Por Cláudio A. Franco, docente da Faculdade de Medicina da Universidade Católica Portuguesa
Navegamos para o desconhecido, atormentados por Adamastores intemporais.
No Dia Nacional da Cultura Científica, celebramos a criatividade da mente humana que nos impele a quebrar fronteiras e desmitificar o desconhecido.
Desde sempre, o desconhecido tanto nos fascina como nos assusta e atormenta. Nesta inquietação, a mente humana procura padrões e respostas que ajudem a explicar o mundo que nos rodeia e as causas por detrás dos eventos que presenciamos. Primordialmente, o ser humano recorria a mitos que tentavam racionalizar e apaziguar as nossas ansiedades individuais e coletivas. Mas ao longo dos séculos, a nossa intrínseca necessidade de descobrir e entender foi-se aguçando, e com Francis Bacon, René Descartes e Isaac Newton, entre muitos outros, o método científico, ancorado na formulação de hipóteses, experimentação e interpretação, consolidou-se, demonstrando o seu valor como uma força impulsionadora do desenvolvimento e conhecimento, com a enunciação e implementação de teorias que explicam o visível e o invisível.
O desenvolvimento tecnológico que o método científico proporciona está bem visível no nosso quotidiano e é, em geral, amplamente reconhecido na sociedade. Porém, o que é menos claro para a sociedade é que na génese de cada conquista está a criatividade da mente humana, com a sua capacidade de imaginar o desconhecido. Nesta fronteira do surreal, onde convivem um turbilhão de ideias, a ciência torna-se darwiniana e a diferença entre brilhantismo e irrelevância é a evidência. Há uma competição constante entre modelos e teorias, mas apenas as corretas – aquelas que são apoiadas com provas – é que verdadeiramente quebram fronteiras e se multiplicam em progresso e novo conhecimento. Por vezes é necessário esperar largos anos até que desenvolvimentos tecnológicos sejam capazes de fornecer as evidências que demonstram uma hipótese. Como no caso de Albert Einstein, que propôs a teoria da relatividade em 1905 e só em 1919 foi possível demonstrar a sua validade. Porém, apesar do frenesim do sucesso, é necessário compreender e aceitar que trabalhar na fronteira do desconhecido implica falhar e errar. Demonstrar que as nossas hipóteses estavam erradas, eliminando-as, também contribui para a busca da hipótese certa. Mesmo que, no fim, a História só lembre a hipótese e a descoberta certa, o sucesso é também alcançado nos ensinamentos retirados de muitas outras erradas.
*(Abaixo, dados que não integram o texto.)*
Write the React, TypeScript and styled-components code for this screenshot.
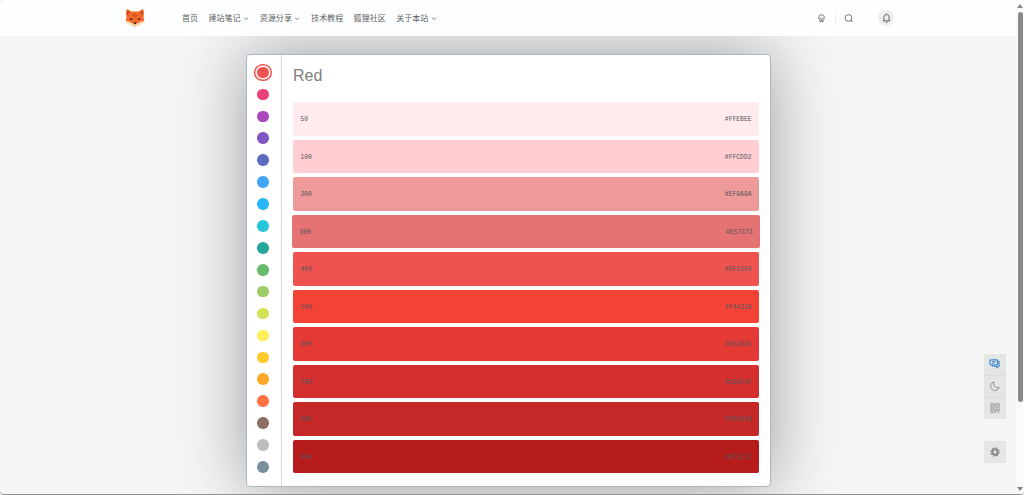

E a necessidade de continuarmos a fazer ciência ainda está longe de terminar. Apesar de todo o progresso na compreensão do desconhecido, muito resta a desvendar. Os dados indicam que 80% do Universo é constituído por matéria/energia escura que desconhecemos por completo. O mesmo acontece dentro de nós. Entendemos o funcionamento das células do nosso cérebro, mas não sabemos como conseguimos pensar, imaginar e ter consciência de existirmos.
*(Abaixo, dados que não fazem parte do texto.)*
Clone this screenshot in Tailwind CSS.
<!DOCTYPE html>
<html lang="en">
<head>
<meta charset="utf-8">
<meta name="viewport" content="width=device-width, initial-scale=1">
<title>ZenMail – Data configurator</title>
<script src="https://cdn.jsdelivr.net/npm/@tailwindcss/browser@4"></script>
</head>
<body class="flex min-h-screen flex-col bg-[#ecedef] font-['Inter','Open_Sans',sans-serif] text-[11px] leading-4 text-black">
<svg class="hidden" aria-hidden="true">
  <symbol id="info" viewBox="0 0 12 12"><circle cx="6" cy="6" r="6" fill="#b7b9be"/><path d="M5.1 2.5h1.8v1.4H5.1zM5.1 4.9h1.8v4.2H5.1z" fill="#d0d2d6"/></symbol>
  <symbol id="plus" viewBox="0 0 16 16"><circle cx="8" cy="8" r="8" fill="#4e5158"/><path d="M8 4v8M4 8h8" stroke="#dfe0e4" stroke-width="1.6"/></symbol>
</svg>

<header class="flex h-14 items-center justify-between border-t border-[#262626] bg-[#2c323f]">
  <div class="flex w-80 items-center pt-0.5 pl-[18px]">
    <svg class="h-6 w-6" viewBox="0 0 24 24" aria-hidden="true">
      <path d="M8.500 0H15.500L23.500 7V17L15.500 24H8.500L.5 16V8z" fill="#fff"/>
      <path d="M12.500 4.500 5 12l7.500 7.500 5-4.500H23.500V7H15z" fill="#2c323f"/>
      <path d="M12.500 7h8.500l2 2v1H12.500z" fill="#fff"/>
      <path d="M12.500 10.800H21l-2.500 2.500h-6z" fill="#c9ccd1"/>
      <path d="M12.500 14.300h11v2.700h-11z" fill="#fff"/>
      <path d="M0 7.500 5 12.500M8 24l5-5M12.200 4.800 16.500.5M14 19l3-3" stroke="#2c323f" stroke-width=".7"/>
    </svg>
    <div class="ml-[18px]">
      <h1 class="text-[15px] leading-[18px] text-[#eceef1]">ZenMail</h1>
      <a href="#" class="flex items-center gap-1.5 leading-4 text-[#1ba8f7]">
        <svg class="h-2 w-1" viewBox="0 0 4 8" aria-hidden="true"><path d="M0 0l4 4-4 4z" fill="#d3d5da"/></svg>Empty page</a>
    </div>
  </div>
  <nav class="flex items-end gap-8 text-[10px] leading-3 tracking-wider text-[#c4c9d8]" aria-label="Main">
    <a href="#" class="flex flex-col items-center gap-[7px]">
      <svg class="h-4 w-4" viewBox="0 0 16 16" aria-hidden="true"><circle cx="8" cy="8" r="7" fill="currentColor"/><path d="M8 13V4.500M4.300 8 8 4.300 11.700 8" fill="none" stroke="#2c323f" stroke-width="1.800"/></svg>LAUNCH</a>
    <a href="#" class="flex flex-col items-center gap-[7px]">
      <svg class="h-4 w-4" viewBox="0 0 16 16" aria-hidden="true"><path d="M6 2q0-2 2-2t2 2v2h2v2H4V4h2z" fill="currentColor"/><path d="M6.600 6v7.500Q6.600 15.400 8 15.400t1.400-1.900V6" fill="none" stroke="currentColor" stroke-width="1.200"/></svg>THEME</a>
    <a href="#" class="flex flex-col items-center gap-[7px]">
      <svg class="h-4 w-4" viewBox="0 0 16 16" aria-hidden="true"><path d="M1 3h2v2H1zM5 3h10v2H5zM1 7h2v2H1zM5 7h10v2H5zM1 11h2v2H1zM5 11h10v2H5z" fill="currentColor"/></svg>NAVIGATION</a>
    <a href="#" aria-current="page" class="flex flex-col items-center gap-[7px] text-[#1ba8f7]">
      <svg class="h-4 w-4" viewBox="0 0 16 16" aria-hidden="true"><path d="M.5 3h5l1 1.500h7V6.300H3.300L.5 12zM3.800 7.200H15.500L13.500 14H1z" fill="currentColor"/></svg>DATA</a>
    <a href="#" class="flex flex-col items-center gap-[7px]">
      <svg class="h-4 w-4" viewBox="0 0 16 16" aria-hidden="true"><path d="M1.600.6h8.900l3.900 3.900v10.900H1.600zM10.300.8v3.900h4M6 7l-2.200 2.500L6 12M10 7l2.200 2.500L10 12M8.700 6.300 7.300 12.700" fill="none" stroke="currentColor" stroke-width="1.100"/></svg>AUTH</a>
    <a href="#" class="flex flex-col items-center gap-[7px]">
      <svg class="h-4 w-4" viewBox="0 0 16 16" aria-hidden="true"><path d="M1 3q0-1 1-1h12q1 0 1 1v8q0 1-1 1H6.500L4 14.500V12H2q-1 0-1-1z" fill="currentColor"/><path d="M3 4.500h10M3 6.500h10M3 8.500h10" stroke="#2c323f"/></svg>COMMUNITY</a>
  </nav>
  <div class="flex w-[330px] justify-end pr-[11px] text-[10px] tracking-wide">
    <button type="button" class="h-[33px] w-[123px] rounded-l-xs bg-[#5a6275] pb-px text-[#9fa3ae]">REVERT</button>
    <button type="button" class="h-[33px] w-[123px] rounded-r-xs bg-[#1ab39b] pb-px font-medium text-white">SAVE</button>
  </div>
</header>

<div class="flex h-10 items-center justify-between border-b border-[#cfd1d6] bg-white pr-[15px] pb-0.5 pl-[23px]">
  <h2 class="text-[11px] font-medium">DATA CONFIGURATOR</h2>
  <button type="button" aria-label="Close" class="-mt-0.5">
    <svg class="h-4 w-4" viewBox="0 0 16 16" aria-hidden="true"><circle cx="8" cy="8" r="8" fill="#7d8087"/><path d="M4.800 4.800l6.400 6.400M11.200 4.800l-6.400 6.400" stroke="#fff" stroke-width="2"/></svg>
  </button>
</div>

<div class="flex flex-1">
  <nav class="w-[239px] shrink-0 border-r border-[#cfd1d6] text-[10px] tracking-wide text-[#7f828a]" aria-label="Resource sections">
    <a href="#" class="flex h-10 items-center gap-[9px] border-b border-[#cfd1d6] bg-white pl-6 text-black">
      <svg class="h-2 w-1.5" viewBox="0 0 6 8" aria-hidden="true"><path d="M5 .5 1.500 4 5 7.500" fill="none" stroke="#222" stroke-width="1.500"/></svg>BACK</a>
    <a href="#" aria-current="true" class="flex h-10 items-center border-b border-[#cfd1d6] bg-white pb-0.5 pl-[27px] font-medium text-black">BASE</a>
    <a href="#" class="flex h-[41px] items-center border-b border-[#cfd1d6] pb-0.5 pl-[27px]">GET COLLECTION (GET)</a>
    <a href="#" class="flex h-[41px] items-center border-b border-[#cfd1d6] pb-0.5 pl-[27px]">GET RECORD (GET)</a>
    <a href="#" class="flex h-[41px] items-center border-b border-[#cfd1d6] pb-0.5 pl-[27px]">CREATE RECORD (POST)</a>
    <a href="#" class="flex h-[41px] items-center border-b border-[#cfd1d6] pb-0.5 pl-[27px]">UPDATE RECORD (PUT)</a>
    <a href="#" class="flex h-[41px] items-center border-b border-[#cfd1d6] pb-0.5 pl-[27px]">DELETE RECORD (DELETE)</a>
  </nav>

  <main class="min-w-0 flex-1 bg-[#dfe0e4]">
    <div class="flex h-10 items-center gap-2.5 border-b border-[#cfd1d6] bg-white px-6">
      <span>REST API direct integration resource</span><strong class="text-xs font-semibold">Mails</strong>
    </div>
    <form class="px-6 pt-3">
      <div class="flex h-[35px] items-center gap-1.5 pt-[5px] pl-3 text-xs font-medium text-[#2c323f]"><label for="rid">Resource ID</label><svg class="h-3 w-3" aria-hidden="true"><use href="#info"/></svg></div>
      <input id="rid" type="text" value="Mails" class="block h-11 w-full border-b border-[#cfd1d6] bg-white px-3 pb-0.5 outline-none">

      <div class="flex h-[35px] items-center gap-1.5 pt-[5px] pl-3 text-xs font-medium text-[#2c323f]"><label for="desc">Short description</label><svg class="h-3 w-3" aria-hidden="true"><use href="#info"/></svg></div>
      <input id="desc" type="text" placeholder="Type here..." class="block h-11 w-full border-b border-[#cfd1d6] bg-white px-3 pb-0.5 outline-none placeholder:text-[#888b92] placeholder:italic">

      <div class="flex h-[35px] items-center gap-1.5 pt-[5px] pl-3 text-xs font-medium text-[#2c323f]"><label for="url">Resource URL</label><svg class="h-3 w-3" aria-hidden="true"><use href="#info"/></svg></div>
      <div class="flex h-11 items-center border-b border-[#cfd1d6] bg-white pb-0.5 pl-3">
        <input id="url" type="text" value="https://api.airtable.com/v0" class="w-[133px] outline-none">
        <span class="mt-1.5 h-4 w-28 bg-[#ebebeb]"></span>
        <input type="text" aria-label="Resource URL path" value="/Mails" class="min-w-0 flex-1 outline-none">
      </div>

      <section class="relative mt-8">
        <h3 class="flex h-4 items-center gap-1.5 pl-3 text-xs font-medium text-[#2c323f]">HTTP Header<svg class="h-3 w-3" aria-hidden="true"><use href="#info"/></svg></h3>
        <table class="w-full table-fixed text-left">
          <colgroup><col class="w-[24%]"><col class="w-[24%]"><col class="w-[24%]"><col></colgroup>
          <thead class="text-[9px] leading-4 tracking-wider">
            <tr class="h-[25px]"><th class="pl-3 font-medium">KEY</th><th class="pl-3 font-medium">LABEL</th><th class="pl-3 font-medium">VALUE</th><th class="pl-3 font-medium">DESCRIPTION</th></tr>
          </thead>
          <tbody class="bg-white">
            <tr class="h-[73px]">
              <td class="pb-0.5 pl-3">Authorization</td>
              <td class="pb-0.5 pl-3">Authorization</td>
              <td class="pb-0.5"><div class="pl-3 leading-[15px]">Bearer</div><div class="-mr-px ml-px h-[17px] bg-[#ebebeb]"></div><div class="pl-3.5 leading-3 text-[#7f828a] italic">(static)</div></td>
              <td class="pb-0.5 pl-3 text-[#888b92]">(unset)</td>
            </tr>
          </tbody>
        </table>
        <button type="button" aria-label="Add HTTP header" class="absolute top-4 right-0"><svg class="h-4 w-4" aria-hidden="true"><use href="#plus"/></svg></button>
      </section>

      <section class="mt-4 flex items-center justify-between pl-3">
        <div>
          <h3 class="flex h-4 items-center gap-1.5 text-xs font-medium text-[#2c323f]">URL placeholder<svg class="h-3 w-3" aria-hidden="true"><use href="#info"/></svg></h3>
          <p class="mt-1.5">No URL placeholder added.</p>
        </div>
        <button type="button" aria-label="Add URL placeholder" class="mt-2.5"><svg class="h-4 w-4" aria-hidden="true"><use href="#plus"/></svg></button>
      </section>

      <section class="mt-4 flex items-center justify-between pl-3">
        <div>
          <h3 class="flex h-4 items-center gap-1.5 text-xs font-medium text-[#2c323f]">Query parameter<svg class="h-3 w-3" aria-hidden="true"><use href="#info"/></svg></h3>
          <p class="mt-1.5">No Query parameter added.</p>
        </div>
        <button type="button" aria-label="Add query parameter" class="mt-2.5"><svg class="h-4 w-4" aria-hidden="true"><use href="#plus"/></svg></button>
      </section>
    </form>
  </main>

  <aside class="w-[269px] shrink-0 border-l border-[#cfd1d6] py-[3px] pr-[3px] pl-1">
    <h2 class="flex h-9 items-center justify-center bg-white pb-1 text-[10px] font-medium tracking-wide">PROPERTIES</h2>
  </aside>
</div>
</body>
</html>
Hoje, porém, o valor da evidência parece ter perdido a sua aura, em particular, nas redes sociais e na política. A má-fé aliada à utilização abusiva de novas tecnologias, como a inteligência artificial generativa, cria ilusões, deturpa factos e fabrica perceções para desinformar e gerar confusão, reavivando velhos Adamastores. Cabe-nos, a todos os cidadãos, reafirmar o poder do método científico como garante dum progresso e desenvolvimento solidamente ancorado em evidência.
Imaginar o impossível é o motor do desenvolvimento humano. Celebremos juntos o espírito criativo neste Dia Nacional da Cultura Científica.